EG: In theory, understanding how the language of these standards apply to the auditee’s business should be straightforward. Getting the maximum value out of standards depends in large measure on the culture of the company and the desire of not only the executives, but all the employees, to buy into continuous improvement. It’s hard to expect 100-percent compliance on that, but you just want to be a little bit better today than you were yesterday.
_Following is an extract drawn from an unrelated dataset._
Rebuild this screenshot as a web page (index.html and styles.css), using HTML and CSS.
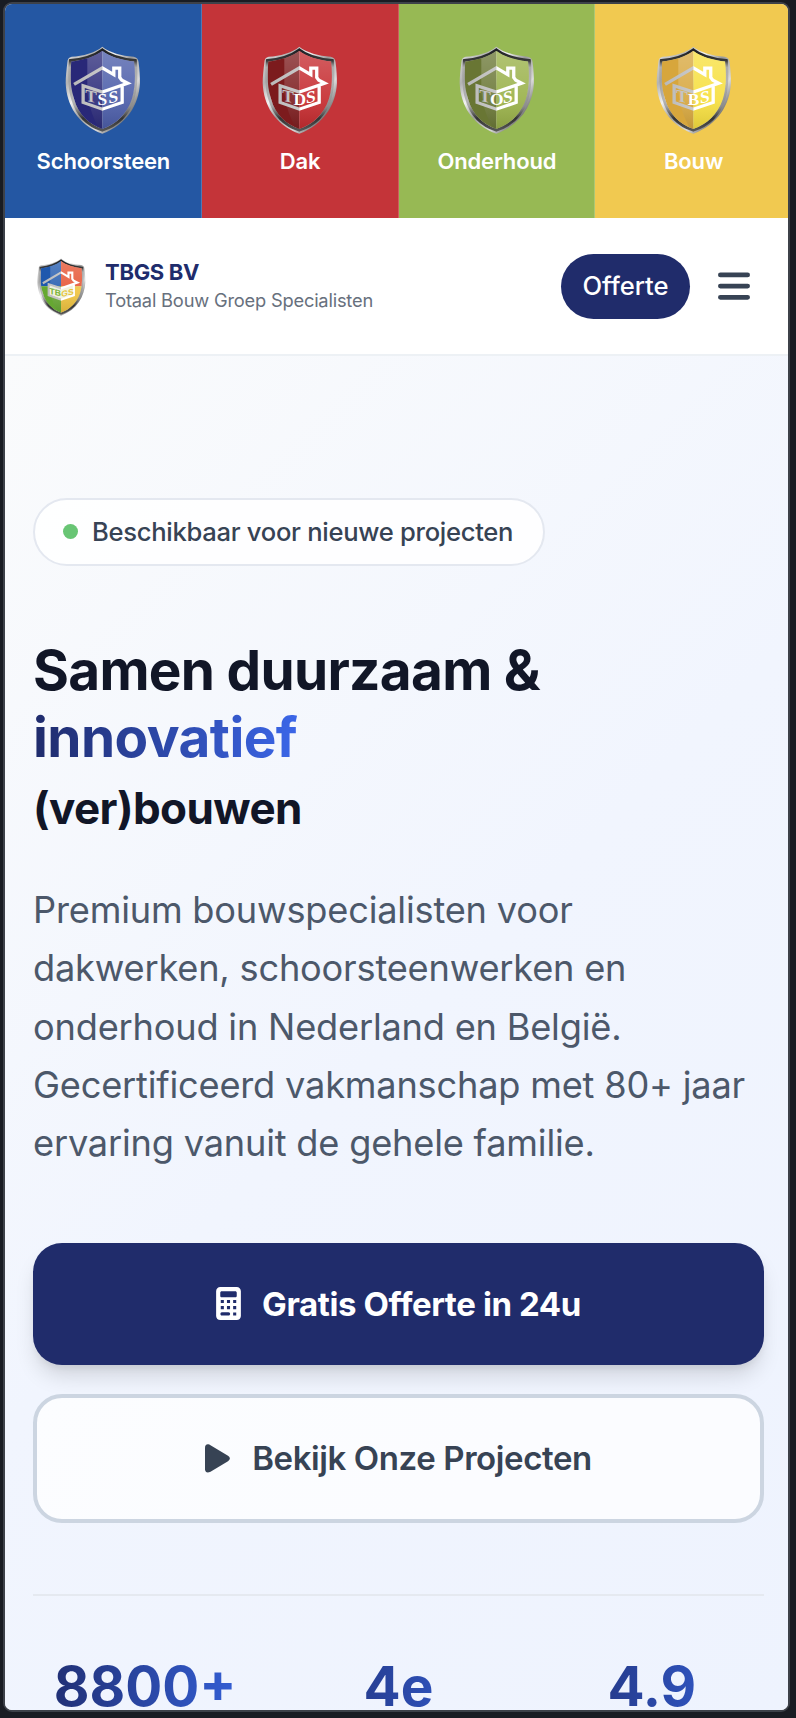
FILE: index.html
```html
<!DOCTYPE html>
<html lang="nl">
<head>
<meta charset="utf-8">
<title>TBGS BV</title>
<link rel="stylesheet" href="styles.css">
</head>
<body>
<svg class="defs" width="0" height="0" aria-hidden="true">
  <defs>
    <linearGradient id="metal" x1="0" y1="0" x2="1" y2="1">
      <stop offset="0" stop-color="#e4e4e4"/><stop offset=".22" stop-color="#b3b3b3"/>
      <stop offset=".36" stop-color="#f2f2f2"/><stop offset=".5" stop-color="#9a9a9a"/>
      <stop offset=".68" stop-color="#dcdcdc"/><stop offset=".82" stop-color="#777"/><stop offset="1" stop-color="#444"/>
    </linearGradient>
    <linearGradient id="rim" x1="0" y1="0" x2="0" y2="1">
      <stop offset="0" stop-color="#1d2024"/><stop offset=".14" stop-color="#3a3a3a"/>
      <stop offset=".22" stop-color="#999" stop-opacity=".5"/><stop offset=".7" stop-color="#888" stop-opacity=".6"/>
      <stop offset=".85" stop-color="#333"/><stop offset="1" stop-color="#555"/>
    </linearGradient>
    <linearGradient id="sheen" x1="0" y1="0" x2="0" y2="1">
      <stop offset="0" stop-color="#fff" stop-opacity=".26"/><stop offset=".6" stop-color="#fff" stop-opacity=".1"/>
      <stop offset="1" stop-color="#000" stop-opacity=".12"/>
    </linearGradient>
    <linearGradient id="stroke" gradientUnits="userSpaceOnUse" x1="60" y1="0" x2="216" y2="0">
      <stop offset="0" stop-color="#b9b9b9"/><stop offset=".53" stop-color="#c9c9c9"/>
      <stop offset=".54" stop-color="#fff"/><stop offset="1" stop-color="#fff"/>
    </linearGradient>
    <clipPath id="inner"><path d="M143 32C120 50 88 60 54 64C51 100 50 140 62 175C75 225 105 250 143 265C181 250 212 225 228 175C238 140 238 100 234 64C200 60 165 50 143 32Z"/></clipPath>
    <symbol id="frame" viewBox="36 18 218 262">
      <path fill="url(#metal)" d="M143 20C122 38 88 48 55 50Q43 53 43 66C40 90 38 110 38 128C40 192 72 252 143 279C214 252 248 192 251 128C251 110 250 90 247 66Q246 53 233 50C198 47 165 38 143 20Z"/>
      <path fill="none" stroke="url(#rim)" stroke-width="8" d="M143 29C120 47 88 57 51 61C48 100 46 140 58 176C72 227 105 256 143 269C181 256 216 227 231 176C242 140 241 100 238 61C200 57 165 47 143 29Z"/>
    </symbol>
    <symbol id="house" viewBox="36 18 218 262">
      <g fill="none" stroke="url(#stroke)" stroke-width="9.5" stroke-linejoin="miter">
        <path d="M62 132L143 83L176 103V84H193V112L199 120L216 129L143 155L88 136V186L143 206L200 186V136"/>
      </g>
    </symbol>
    <symbol id="shield" viewBox="36 18 218 262">
      <use href="#frame" x="36" y="18" width="218" height="262"/>
      <g clip-path="url(#inner)">
        <path class="shield-left" d="M40 20H143V280H40Z"/>
        <path class="shield-right" d="M143 20H250V280H143Z"/>
        <path fill="url(#sheen)" d="M100 20H250V280H143C118 240 100 190 100 140Z"/>
      </g>
      <use href="#house" x="36" y="18" width="218" height="262"/>
    </symbol>
  </defs>
</svg>

<div class="device">
  <div class="page">
    <nav class="tabs">
      <a class="tab tab-blue">
        <svg class="tab-logo" viewBox="36 18 218 262" preserveAspectRatio="none"><use href="#shield" x="36" y="18" width="218" height="262"/><g class="mono"><text class="mono-dim" transform="translate(94 181) skewY(12)">T</text><text transform="translate(129 194)">S</text><text transform="translate(161 189) skewY(-12)">S</text></g></svg>
        <span class="tab-label">Schoorsteen</span>
      </a>
      <a class="tab tab-red">
        <svg class="tab-logo" viewBox="36 18 218 262" preserveAspectRatio="none"><use href="#shield" x="36" y="18" width="218" height="262"/><g class="mono"><text class="mono-dim" transform="translate(94 181) skewY(12)">T</text><text transform="translate(126 194)">D</text><text transform="translate(162 189) skewY(-12)">S</text></g></svg>
        <span class="tab-label">Dak</span>
      </a>
      <a class="tab tab-green">
        <svg class="tab-logo" viewBox="36 18 218 262" preserveAspectRatio="none"><use href="#shield" x="36" y="18" width="218" height="262"/><g class="mono"><text class="mono-dim" transform="translate(94 181) skewY(12)">T</text><text transform="translate(125 194)">O</text><text transform="translate(162 189) skewY(-12)">S</text></g></svg>
        <span class="tab-label">Onderhoud</span>
      </a>
      <a class="tab tab-yellow">
        <svg class="tab-logo" viewBox="36 18 218 262" preserveAspectRatio="none"><use href="#shield" x="36" y="18" width="218" height="262"/><g class="mono"><text class="mono-dim" transform="translate(94 181) skewY(12)">T</text><text transform="translate(127 194)">B</text><text transform="translate(162 189) skewY(-12)">S</text></g></svg>
        <span class="tab-label">Bouw</span>
      </a>
    </nav>

    <header class="header">
      <svg class="brand-logo" viewBox="36 18 218 262" preserveAspectRatio="none">
        <use href="#frame" x="36" y="18" width="218" height="262"/>
        <g clip-path="url(#inner)">
          <path fill="#1f58ad" d="M40 20H143V146H40Z"/><path fill="#e5502f" d="M143 20H250V146H143Z"/>
          <path fill="#66a832" d="M40 146H143V280H40Z"/><path fill="#efc23c" d="M143 146H250V280H143Z"/>
          <path fill="url(#sheen)" d="M95 20H250V280H143C108 240 95 190 95 140Z"/>
        </g>
        <path fill="#f1f2df" d="M88 136L143 155L200 136V184L143 203L88 184Z"/>
        <use href="#house" x="36" y="18" width="218" height="262"/>
        <g class="mono mono-brand"><text fill="#79b237" transform="translate(92 180) skewY(12)">TB</text><text fill="#e6c53a" transform="translate(144 194) skewY(-12)">GS</text></g>
      </svg>
      <div class="brand">
        <span class="brand-name">TBGS BV</span>
        <span class="brand-sub">Totaal Bouw Groep Specialisten</span>
      </div>
      <a class="quote">Offerte</a>
      <svg class="menu" viewBox="0 0 32 28"><path d="M2.4 2.9H29.6M2.4 14.1H29.6M2.4 25.3H29.6"/></svg>
    </header>

    <main class="hero">
      <div class="badge"><span class="dot"></span><span class="badge-text">Beschikbaar voor nieuwe projecten</span></div>
      <h1 class="title">
        <span class="title-line">Samen duurzaam &amp;</span>
        <span class="title-accent">innovatief</span>
        <span class="title-small">(ver)bouwen</span>
      </h1>
      <p class="lead">Premium bouwspecialisten voor<br>dakwerken, schoorsteenwerken en<br>onderhoud in Nederland en België.<br>Gecertificeerd vakmanschap met 80+ jaar<br>ervaring vanuit de gehele familie.</p>
      <div class="actions">
        <a class="btn btn-primary">
          <svg class="icon-calc" viewBox="0 0 384 512"><path fill="currentColor" fill-rule="evenodd" d="M64 0H320C355 0 384 29 384 64V448C384 483 355 512 320 512H64C29 512 0 483 0 448V64C0 29 29 0 64 0ZM88 64C73 64 64 73 64 88V136C64 151 73 160 88 160H296C311 160 320 151 320 136V88C320 73 311 64 296 64ZM72 200H120V248H72ZM168 200H216V248H168ZM264 200H312V248H264ZM72 296H120V344H72ZM168 296H216V344H168ZM264 296H312V344H264ZM88 392C60 392 60 444 88 444H192C226 444 226 392 192 392ZM264 394H312V442H264Z"/></svg>
          <span class="btn-text">Gratis Offerte in 24u</span>
        </a>
        <a class="btn btn-outline">
          <svg class="icon-play" viewBox="0 0 25 29"><path fill="currentColor" d="M0 4Q0 0 3.3 .3Q4.3 .4 5.5 1.2L23 11.8Q26.8 14.5 23 17.2L5.5 27.8Q1 30 0 26Z"/></svg>
          <span class="btn-text">Bekijk Onze Projecten</span>
        </a>
      </div>
      <div class="stats">
        <span class="stat">8800+</span>
        <span class="stat">4e</span>
        <span class="stat">4.9</span>
      </div>
    </main>
  </div>
</div>
</body>
</html>
```

FILE: styles.css
```css
* { box-sizing: border-box; }
body {
  margin: 0;
  height: 1718px;
  padding: 2px 0 0 3px;
  overflow: hidden;
  background: #191c23;
  font-family: Inter, sans-serif;
  color: #374354;
}
.defs { display: block; height: 0; }
.device {
  width: 787px;
  height: 1710px;
  border: 2px solid #3d4149;
  border-radius: 9px;
  overflow: hidden;
}
.page { width: 787px; height: 1706px; display: flex; flex-direction: column; background: #fff; }

.tabs { display: grid; grid-template-columns: repeat(4, 1fr); flex: 0 0 214px; }
.tab { display: flex; flex-direction: column; align-items: center; padding: 42px 0 0 1px; color: #fff; border-right: 1px solid rgba(255, 255, 255, .2); }
.tab-blue { --left: #292878; --right: #495ba8; background: #2457a3; }
.tab-red { --left: #7c1b1d; --right: #c5282c; background: #c43439; }
.tab-green { --left: #697634; --right: #98b046; background: #97b954; }
.tab-yellow { --left: #d7a63c; --right: #f7df3c; background: #f1c950; }
.tab-logo { width: 76px; height: 88px; }
.tab-label { margin-top: 13px; font-size: 22px; line-height: 29px; font-weight: 600; letter-spacing: -.15px; }
.shield-left { fill: var(--left); }
.shield-right { fill: var(--right); }
.mono { font: bold 50px "Liberation Serif", serif; fill: #fff; }
.mono-dim { fill: #c4c4c4; }
.mono-brand { font: bold 38px "Liberation Sans", sans-serif; }

.header {
  flex: 0 0 138px;
  display: flex;
  align-items: center;
  padding: 0 42px 0 32px;
  border-bottom: 2px solid #edf1f5;
}
.brand-logo { width: 49px; height: 58px; margin-top: 2px; }
.brand { display: flex; flex-direction: column; margin-left: 19px; }
.brand-name { font-size: 22px; line-height: 29px; font-weight: 700; letter-spacing: -.3px; color: #202c6c; }
.brand-sub { font-size: 18.3px; line-height: 27px; letter-spacing: -.2px; color: #67707d; }
.quote {
  margin-left: auto;
  width: 129px;
  height: 65px;
  border-radius: 33px;
  background: #202c6b;
  color: #fff;
  font-size: 25.6px;
  line-height: 64px;
  font-weight: 500;
  text-align: center;
}
.menu { width: 32px; height: 28px; margin-left: 28px; fill: none; stroke: #374354; stroke-width: 4.8; stroke-linecap: round; }

.hero { flex: 1; padding: 142px 28px 0 28px; background: linear-gradient(135deg, #fafbfc 0%, #f1f5fe 50%, #eef3fe 100%); }
.badge {
  display: flex;
  align-items: center;
  gap: 14px;
  width: 512px;
  height: 68px;
  padding: 0 0 1px 28px;
  border: 2px solid #e4e8f0;
  border-radius: 34px;
  background: rgba(255, 255, 255, .85);
}
.dot { width: 15px; height: 15px; border-radius: 50%; background: #68c574; }
.badge-text { font-size: 25.6px; font-weight: 500; letter-spacing: -.3px; white-space: nowrap; }
.title { display: flex; flex-direction: column; align-items: flex-start; margin: 70px 0 0; font-weight: 700; color: #111627; white-space: nowrap; }
.title-line { font-size: 54.9px; line-height: 68px; letter-spacing: -.7px; }
.title-accent { font-size: 54.9px; line-height: 67px; letter-spacing: -.55px; color: transparent; background: linear-gradient(90deg, #1f2b6b, #3b66e8); background-clip: text; -webkit-background-clip: text; }
.title-small { font-size: 44px; line-height: 74px; letter-spacing: -.6px; }
.lead { margin: 36px 0 0; font-size: 36.2px; line-height: 58.3px; letter-spacing: -.2px; color: #4c586a; white-space: nowrap; }
.actions { display: flex; flex-direction: column; gap: 29px; margin-top: 70.5px; }
.btn { display: flex; align-items: center; justify-content: center; border-radius: 29px; font-size: 33px; font-weight: 600; white-space: nowrap; }
.btn-primary { height: 122px; background: #202c6b; color: #fff; font-weight: 700; letter-spacing: -.4px; box-shadow: 0 14px 22px -4px rgba(0, 0, 0, .14), 0 5px 8px -3px rgba(0, 0, 0, .08); }
.btn-outline { height: 129px; letter-spacing: -.4px; border: 4px solid #ccd5e1; background: rgba(255, 255, 255, .75); }
.icon-calc { width: 25px; height: 33px; margin-right: 21px; }
.icon-play { width: 25px; height: 29px; margin-right: 22px; }
.stats { display: grid; grid-template-columns: repeat(3, 1fr); gap: 29px; margin-top: 71px; padding-top: 66px; border-top: 2px solid #e5e9f0; text-align: center; }
.stat { font-size: 54.9px; line-height: 48px; font-weight: 700; color: transparent; background: linear-gradient(90deg, #1f2b6b, #3563de); background-clip: text; -webkit-background-clip: text; }
```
KJ: I learned a lot of lessons when I first started in this game, because many companies’ systems are written by consultants. Some of these consultants would barely understand the standard but write a quality management system for about 10 different clients anyway. I had several companies I was auditing in the transportation field, and I remember being a bit puzzled as to why they didn’t think they could change their system to improve it. They said, ‘Oh, we can’t do that, because the consultant said it has to be done this certain way.’ I would then pull out a copy of the standard and put it in front of them. I said, ‘Do you know what this is?’ And they had never seen it before. That’s the sort of thing that goes on.
EG: It’s the old story of the tail wagging the dog.
KJ: I learned a lot in those first few years. Now, I’ve been auditing for so long, it’s just different. By this point, you know what you’re doing, you know how to do it, and you know what should happen. Then it’s the company’s choice as to what happens from there, but they still have to comply with the requirements of the standard.